Há dias, o dr. Jorge Sampaio declarou numa conferência que teve lugar no Porto: "Portugal está em apuros". Não sei a que "Portugal" o ex-Presidente da República se referia. Não sei se falava do "meu" Portugal, que está efectivamente à rasca e não sabe para onde se há-de virar, ou se de um outro "Portugal", o dos banqueiros, gestores milionários, oportunistas e especuladores, a quem a crise, misteriosamente, poupa ou trata com grande suavidade. Não sei se falava do "meu" Portugal que se vai queixando para dentro, ou se de um outro, o dos média controlados pelos banqueiros, gestores milionários, oportunistas e especuladores, que transformam os seus interesses de forma despudorada em doutrina do Estado, arrebanhando os megafones todos para nos fazer crer que o fazem em nome do nosso interesse, em nome do interesse do "meu" Portugal.

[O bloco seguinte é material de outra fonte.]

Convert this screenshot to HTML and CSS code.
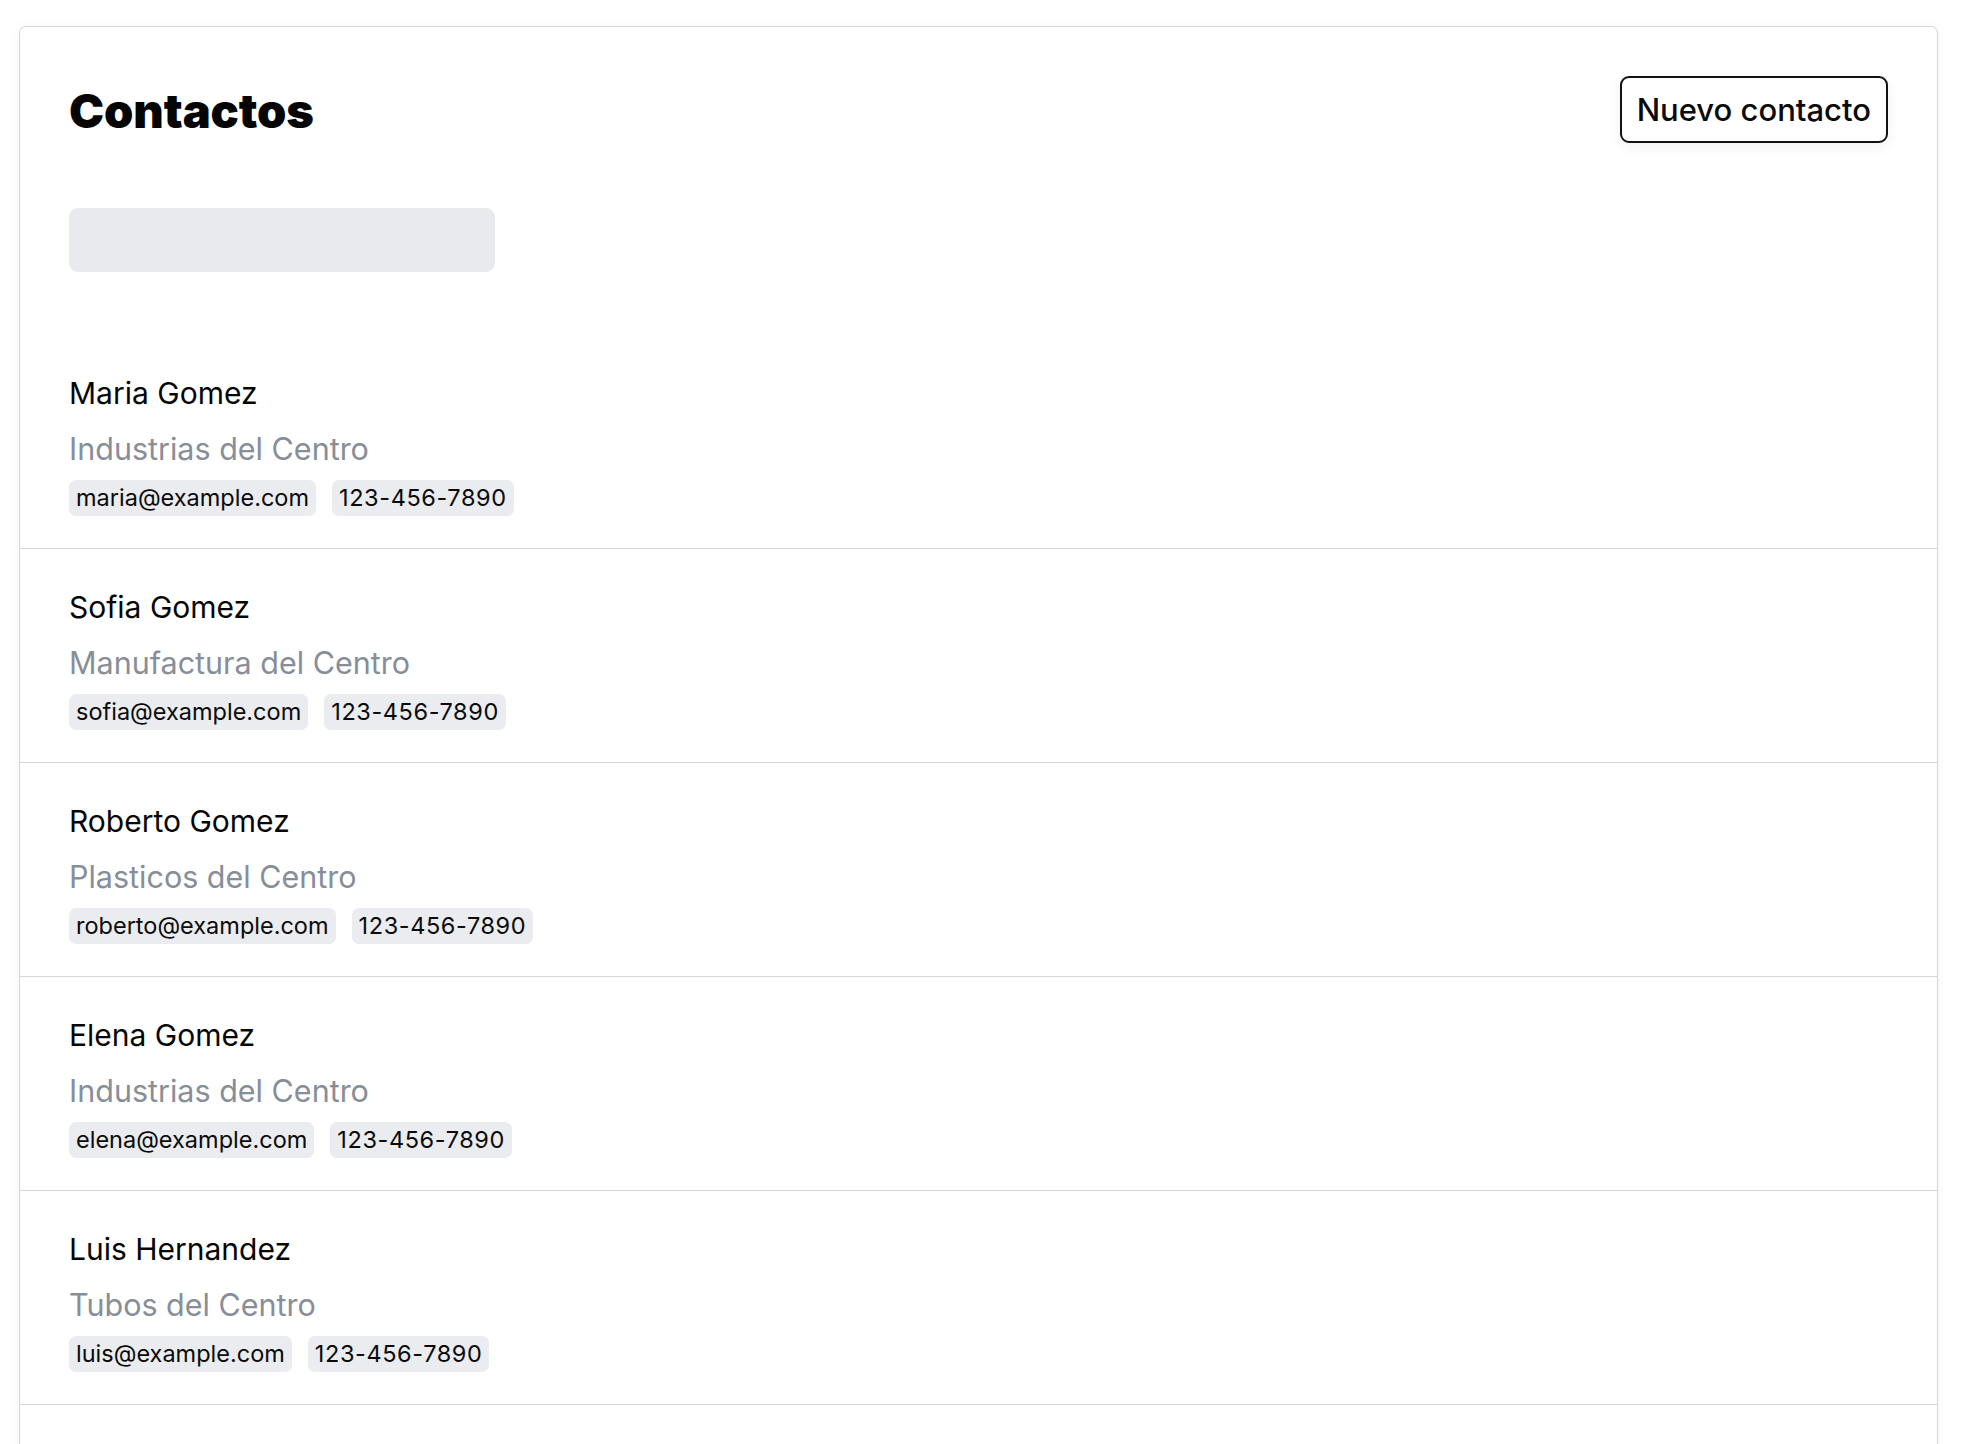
FILE: index.html
```html
<!DOCTYPE html>
<html lang="es">
<head>
<meta charset="utf-8">
<title>Contactos</title>
<link rel="stylesheet" href="styles.css">
</head>
<body>
<main class="card">
  <header class="card-header">
    <h1 class="title">Contactos</h1>
    <button class="btn-new" type="button">Nuevo contacto</button>
  </header>
  <input class="search" type="text" aria-label="Buscar contactos">
  <ul class="contact-list">
    <li class="contact">
      <div class="contact-name">Maria Gomez</div>
      <div class="contact-company">Industrias del Centro</div>
      <div class="chips"><span class="chip">maria@example.com</span><span class="chip chip-phone">123-456-7890</span></div>
    </li>
    <li class="contact">
      <div class="contact-name">Sofia Gomez</div>
      <div class="contact-company">Manufactura del Centro</div>
      <div class="chips"><span class="chip">sofia@example.com</span><span class="chip chip-phone">123-456-7890</span></div>
    </li>
    <li class="contact">
      <div class="contact-name">Roberto Gomez</div>
      <div class="contact-company">Plasticos del Centro</div>
      <div class="chips"><span class="chip">roberto@example.com</span><span class="chip chip-phone">123-456-7890</span></div>
    </li>
    <li class="contact">
      <div class="contact-name">Elena Gomez</div>
      <div class="contact-company">Industrias del Centro</div>
      <div class="chips"><span class="chip">elena@example.com</span><span class="chip chip-phone">123-456-7890</span></div>
    </li>
    <li class="contact">
      <div class="contact-name">Luis Hernandez</div>
      <div class="contact-company">Tubos del Centro</div>
      <div class="chips"><span class="chip">luis@example.com</span><span class="chip chip-phone">123-456-7890</span></div>
    </li>
  </ul>
</main>
</body>
</html>
```

FILE: styles.css
```css
* { box-sizing: border-box; }

html, body {
  margin: 0;
  padding: 0;
  background: #ffffff;
}

body {
  font-family: Inter, "Noto Sans", "Liberation Sans", sans-serif;
  color: #0a0a0a;
  padding: 26px 0 0 19px;
}

.card {
  width: 1919px;
  border: 1px solid #d3d6db;
  border-radius: 7px;
  background: #ffffff;
  box-shadow: 0 0 14px rgba(0, 0, 0, 0.035);
  padding: 49px 49px 60px 49px;
}

.card-header {
  display: flex;
  align-items: center;
  justify-content: space-between;
  height: 67px;
}

.title {
  margin: 4px 0 0 0;
  font-size: 47px;
  font-weight: 900;
  line-height: 1.2;
  letter-spacing: -0.1px;
  color: #050505;
}

.btn-new {
  font-family: inherit;
  font-size: 31px;
  font-weight: 500;
  line-height: 36px;
  color: #0a0a0a;
  background: #ffffff;
  border: 2px solid #111111;
  border-radius: 9px;
  height: 67px;
  padding: 0 15px;
  box-shadow: 0 4px 14px rgba(0, 0, 0, 0.06);
}

.search {
  display: block;
  margin: 65px 0 0 0;
  width: 426px;
  height: 64px;
  border: none;
  border-radius: 9px;
  background: #e9eaed;
  outline: none;
}

.contact-list {
  list-style: none;
  margin: 63px -49px 0 -49px;
  padding: 0;
}

.contact {
  padding: 38px 49px 32px 49px;
  border-bottom: 1px solid #d3d6db;
  display: flex;
  flex-direction: column;
  align-items: flex-start;
}

.contact-name {
  font-size: 30px;
  line-height: 40px;
  color: #050505;
}

.contact-company {
  margin-top: 16px;
  font-size: 30.5px;
  line-height: 40px;
  color: #878e98;
}

.chips {
  display: flex;
  gap: 16px;
  margin-top: 11px;
}

.chip {
  display: inline-block;
  height: 36px;
  line-height: 36px;
  font-size: 23.5px;
  padding: 0 7px;
  border-radius: 7px;
  background: #ebecef;
  color: #0a0a0a;
}

.chip-phone {
  letter-spacing: 0.6px;
}
```
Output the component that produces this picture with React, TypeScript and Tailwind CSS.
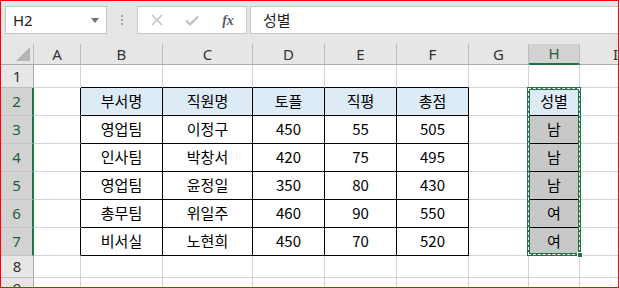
import React from 'react';

const COLS = ['A', 'B', 'C', 'D', 'E', 'F', 'G', 'H', 'I'];
const ROW_H = ['h-[23px]', 'h-[28px]', 'h-[28px]', 'h-[28px]', 'h-[28px]', 'h-[28px]', 'h-[28px]', 'h-[22px]', 'h-[22px]'];

// B..F for rows 2-7, then H
const table: string[][] = [
  ['부서명', '직원명', '토플', '직평', '총점'],
  ['영업팀', '이정구', '450', '55', '505'],
  ['인사팀', '박창서', '420', '75', '495'],
  ['영업팀', '윤정일', '350', '80', '430'],
  ['총무팀', '위일주', '460', '90', '550'],
  ['비서실', '노현희', '450', '70', '520'],
];
const gender = ['성별', '남', '남', '남', '여', '여'];

function cellText(r: number, c: number): string {
  if (r >= 2 && r <= 7) {
    if (c >= 1 && c <= 5) return table[r - 2][c - 1];
    if (c === 7) return gender[r - 2];
  }
  return '';
}

function cellClass(r: number, c: number): string {
  const inRows = r >= 2 && r <= 7;
  const inTable = inRows && c >= 1 && c <= 5;
  const inH = inRows && c === 7;
  const rightBlack = inTable || inH || (inRows && (c === 0 || c === 6));
  const bottomBlack = inTable || inH || (r === 1 && ((c >= 1 && c <= 5) || c === 7));
  let bg = 'bg-white';
  if ((r === 2 && c >= 1 && c <= 5) || (r === 2 && c === 7)) bg = 'bg-[#ddebf7]';
  else if (inH) bg = 'bg-[#c8c8c8]';
  return [
    'flex items-center justify-center border-r border-b',
    rightBlack ? 'border-r-black' : 'border-r-[#d4d4d4]',
    bottomBlack ? 'border-b-black' : 'border-b-[#d4d4d4]',
    bg,
  ].join(' ');
}

export default function App() {
  return (
    <div className="w-[619px] h-[288px] border border-[#ff0000] bg-[#e6e6e6] overflow-hidden font-['Noto_Sans_CJK_KR','Noto_Sans',sans-serif] text-black">
      {/* formula bar */}
      <div className="h-[43px] flex items-start pt-[5px] pl-[4px]">
        <div className="w-[102px] h-[28px] bg-white border border-[#c6c6c6] flex items-center pl-[7px] pr-[7px] text-[15px] text-[#222] font-['Noto_Sans',sans-serif]">
          <span className="flex-1">H2</span>
          <svg width="8" height="5" viewBox="0 0 8 5">
            <path d="M0 0h8L4 5z" fill="#707070" />
          </svg>
        </div>
        <div className="w-[30px] h-[28px] flex flex-col items-center justify-center gap-[2px]">
          <span className="w-[2px] h-[2px] bg-[#a8a8a8]" />
          <span className="w-[2px] h-[2px] bg-[#a8a8a8]" />
          <span className="w-[2px] h-[2px] bg-[#a8a8a8]" />
        </div>
        <div className="w-[110px] h-[28px] bg-white border border-[#c6c6c6] flex items-center">
          <div className="w-[36px] flex justify-center pl-[2px]">
            <svg width="12" height="12" viewBox="0 0 12 12">
              <path d="M1 1l10 10M11 1L1 11" stroke="#bdbdbd" strokeWidth="1.4" />
            </svg>
          </div>
          <div className="w-[36px] flex justify-center">
            <svg width="14" height="11" viewBox="0 0 14 11">
              <path d="M1 5.5l4 4L13 1.5" stroke="#bdbdbd" strokeWidth="2" fill="none" />
            </svg>
          </div>
          <div className="w-[36px] flex justify-center font-['Liberation_Serif',serif] italic font-bold text-[14px] text-[#5a5a5a]">
            fx
          </div>
        </div>
        <div className="flex-1 h-[28px] ml-[3px] bg-white border border-[#c6c6c6] border-r-0 flex items-center pl-[12px] text-[15px] text-[#222]">
          성별
        </div>
      </div>

      {/* sheet */}
      <div className="relative grid grid-cols-[33px_47px_82px_90px_72px_72px_72px_60px_51px_72px]">
        {/* column headers */}
        <div className="h-[21px] border-r border-b border-r-[#bdbdbd] border-b-[#ababab] bg-[#e6e6e6] flex items-end justify-end p-[3px]">
          <svg width="14" height="14" viewBox="0 0 14 14">
            <path d="M14 0V14H0z" fill="#b5b5b5" />
          </svg>
        </div>
        {COLS.map((col, i) =>
          i === 7 ? (
            <div key={col} className="h-[21px] border-r border-r-[#bdbdbd] border-b-2 border-b-[#217346] bg-[#d2d2d2] flex items-center justify-center text-[15px] text-[#1f5e3b] font-['Noto_Sans',sans-serif]">
              {col}
            </div>
          ) : (
            <div key={col} className="h-[21px] border-r border-b border-r-[#bdbdbd] border-b-[#ababab] bg-[#e6e6e6] flex items-center justify-center text-[15px] text-[#333] font-['Noto_Sans',sans-serif]">
              {col}
            </div>
          )
        )}

        {/* rows */}
        {ROW_H.map((h, ri) => {
          const r = ri + 1;
          const sel = r >= 2 && r <= 7;
          return (
            <React.Fragment key={r}>
              <div
                className={`${h} border-b flex items-center justify-center text-[15px] font-['Noto_Sans',sans-serif] ${
                  sel
                    ? 'bg-[#d2d2d2] border-r-2 border-r-[#217346] border-b-[#c4c4c4] text-[#1f5e3b]'
                    : 'bg-[#e6e6e6] border-r border-r-[#ababab] border-b-[#bdbdbd] text-[#333]'
                }`}
              >
                {r}
              </div>
              {COLS.map((_, c) => (
                <div key={c} className={`${h} ${cellClass(r, c)} text-[15px]`}>
                  {cellText(r, c)}
                </div>
              ))}
            </React.Fragment>
          );
        })}

        {/* copy marquee around H2:H7 */}
        <div className="absolute left-[526px] top-[43px] w-[54px] h-[169px] border-[3px] border-[#217346]">
          <div className="absolute -inset-[2px] border border-dashed border-white" />
        </div>
        <div className="absolute left-[576px] top-[208px] w-[6px] h-[6px] bg-[#217346] border border-white" />
      </div>
    </div>
  );
}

Não sei se se referia ao "meu" Portugal sem voz, ou o dos desavergonhados que, a soldo de banqueiros, gestores milionários, oportunistas e especuladores, a toda a hora emitem grande soma de opiniões, mais doutas certamente que as minhas porque, a eles, os microfones e as câmaras os procuram constantemente e com grande sofreguidão para  colher essas opiniões que depois se transformam na coisa. Não sei se o "Portugal" do dr. Sampaio é o dos banqueiros, gestores milionários, oportunistas e especuladores, cujo estatuto resulta também da total impunidade e regabofe que grassa no exercício da justiça, ou se é o daqueles que são vítimas de tudo isso. Não sei se o "Portugal" que o dr. Sampaio classifica "em apuros" é o Portugal dos banqueiros, gestores milionários, oportunistas e especuladores, malandrins que cometem as mais inconfessáveis malfeitorias públicas ou o outro, o "meu" Portugal que as acaba sempre por pagar e que por isso... está em apuros. Não sei se o "Portugal em apuros" será o daqueles que têm um iate de 24 m e agora têm de tomar a grave decisão de reduzir para um de 17 m, certamente um momento de verdadeiro apuro para eles...
Não querendo perturbar a bonomia do dr. Sampaio, nem a languidez do seu retiro, deixava-lhe contudo um desafio para, quando achar conveniente, precisar melhor a que raio de Portugal se referiu ele na sua arenga.